Addressing revisions to the Brief Fear of Negative Evaluation scale: measuring fear of negative evaluation across anxiety and mood disorders

R Nicholas Carleton, Kelsey C Collimore, Randi E McCabe, Martin M Antony
Journal of Anxiety Disorders 2011, 25 (6): 822-8
21565463
The fear of negative evaluation (FNE) represents a fundamental component of social anxiety and social anxiety disorder (SAD) within modern cognitive-behavioral models (Clark & Wells, 1995; Rapee & Heimberg, 1997). As such, access to comprehensive psychometrics for measures of FNE is an important component of thorough clinical and research efforts. Among the most popular measures of FNE have been variations of the 12-item Brief Fear of Negative Evaluation (BFNE) scale (Leary, 1983). There are currently three versions of the BFNE based on two psychometric studies (i.e., two 8-item variants and a 12-item variant). There is still substantial debate regarding which of the three alternatives should be used by researchers and clinicians. Normative data for each of the three alternatives are not available across samples of individuals with diagnosed anxiety and mood disorders; moreover, there has been no comparative assessment of responses for such samples.
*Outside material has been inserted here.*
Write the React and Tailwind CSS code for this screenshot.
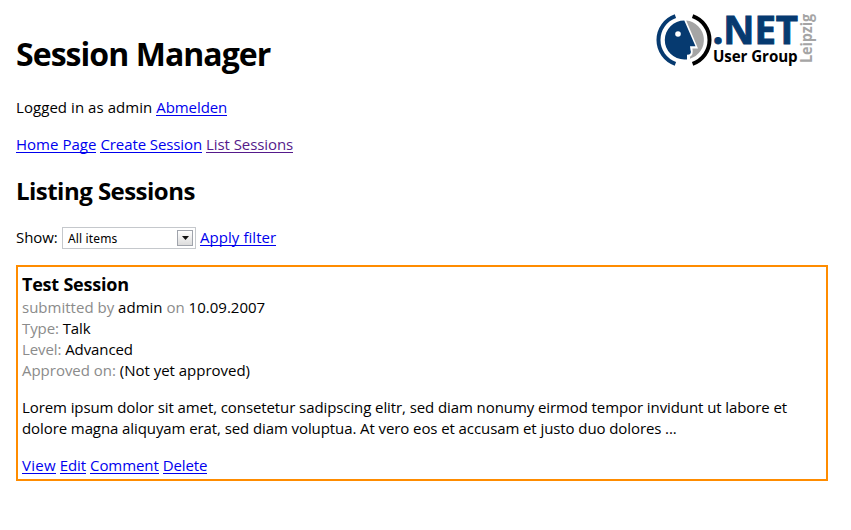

The present investigation was to provide more definitive recommendations about the three alternatives, to provide normative clinical data, and to explore differences in FNE endorsement across anxiety and mood disorders. Clinical participants included 381 individuals (60% women; age M=35.61, SD=12.49) from an established anxiety treatment and research center. Diagnoses included those with a principal diagnosis of SAD (32%), those with a diagnosis of SAD as an additional disorder (24%), those without a diagnosis of SAD (41%), and those with features of SAD (3%). Results of descriptive analyses, factor analyses, analysis of variance, and receiver operating curves demonstrated that the 12-item variant of the BFNE was inferior or comparable to the two 8-item variants. FNE scores were consistently higher among all participants with a diagnosis of SAD (either principal or additional) relative to all other diagnostic groups (p<.05). Accordingly, the current evidence, as well as parsimony and previous research, supports the utility of the 8-item variant that includes only the original straightforwardly worded items from the BFNE. Comprehensive findings, implications, and future research directions are discussed.